Under both Michigan and federal employment discrimination law, an employment plaintiff - minority and non-minority - must generally satisfy a burden-shifting framework (commonly called the McDonnell Douglas test) to establish a prima facie case of discrimination by showing the plaintiff:

  1. Was a member of a protected class; 
  2. Suffered an adverse employment action; 
  3. Was qualified for the position; and 
  4. Was replaced by someone outside the protected class or was treated differently than similarly-situated, non-protected employees.

Duch v. Mich. Dep't of Corr. (E.D. Mich. Feb. 15, 2011).

Reverse Discrimination Differences under Michigan and Federal Law

In addition to the preceding test, under federal law, a reverse discrimination plaintiff must also demonstrate "background circumstances" to support the suspicion that the defendant is that unusual employer who "discriminates against the majority." 

In contrast, Michigan law diverged from federal law in 2004 on this point.

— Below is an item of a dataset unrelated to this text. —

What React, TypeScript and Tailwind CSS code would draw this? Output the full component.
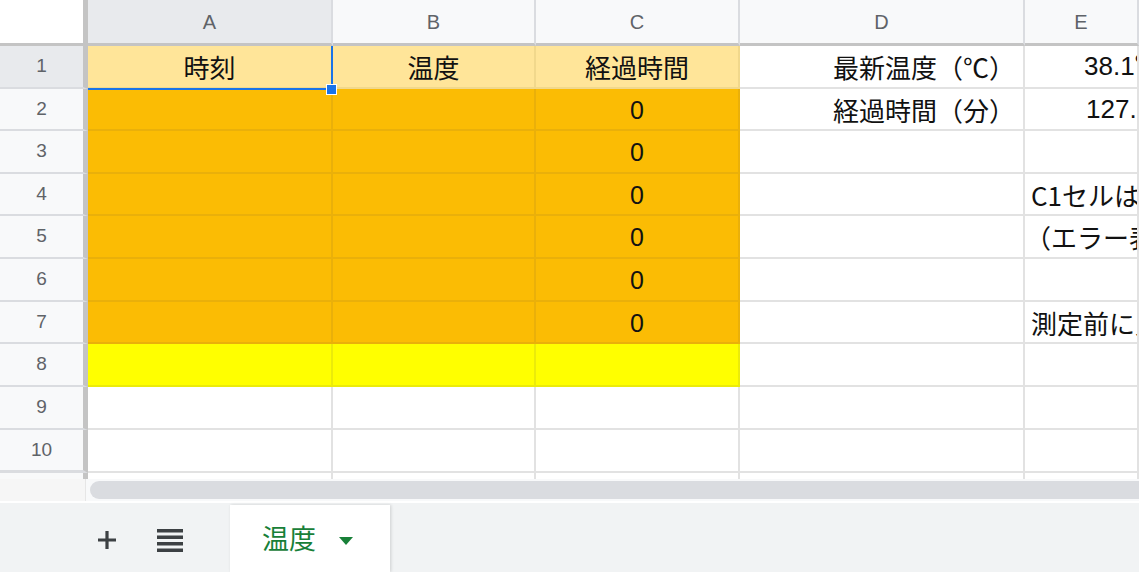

Specifically, in Lind v. City of Battle Creek, 470 Mich. 230, 232-233 (2004), the Michigan Supreme Court abolished the different standards for minority and non-minority plaintiffs. In this regard, the Court reasoned that the Michigan Civil Rights Act simply protected all persons from racial discrimination equally, with uniform burdens of proof, regardless of the race or races involved. 

Closing Thoughts

Mr. Hecht's verdict is a good reminder of three important points:

  • Employers must have a clear policy prohibiting discrimination in employment. That policy should also define prohibited discrimination and provide multiple avenues for making complaints of perceived discrimination; 
  • A policy is only as good as its enforcement. And even the best policy that is not followed or (worse) applied inconsistently can result in an expensive head-on collision with a jury; and
  • There are a number of similarities between federal and state employment law. But there are also significant differences. It is, therefore, critical to understand these similarities and leverage the strategic value or work to minimize the disadvantages offered to one side or the other, i.e., the employer or individual employee.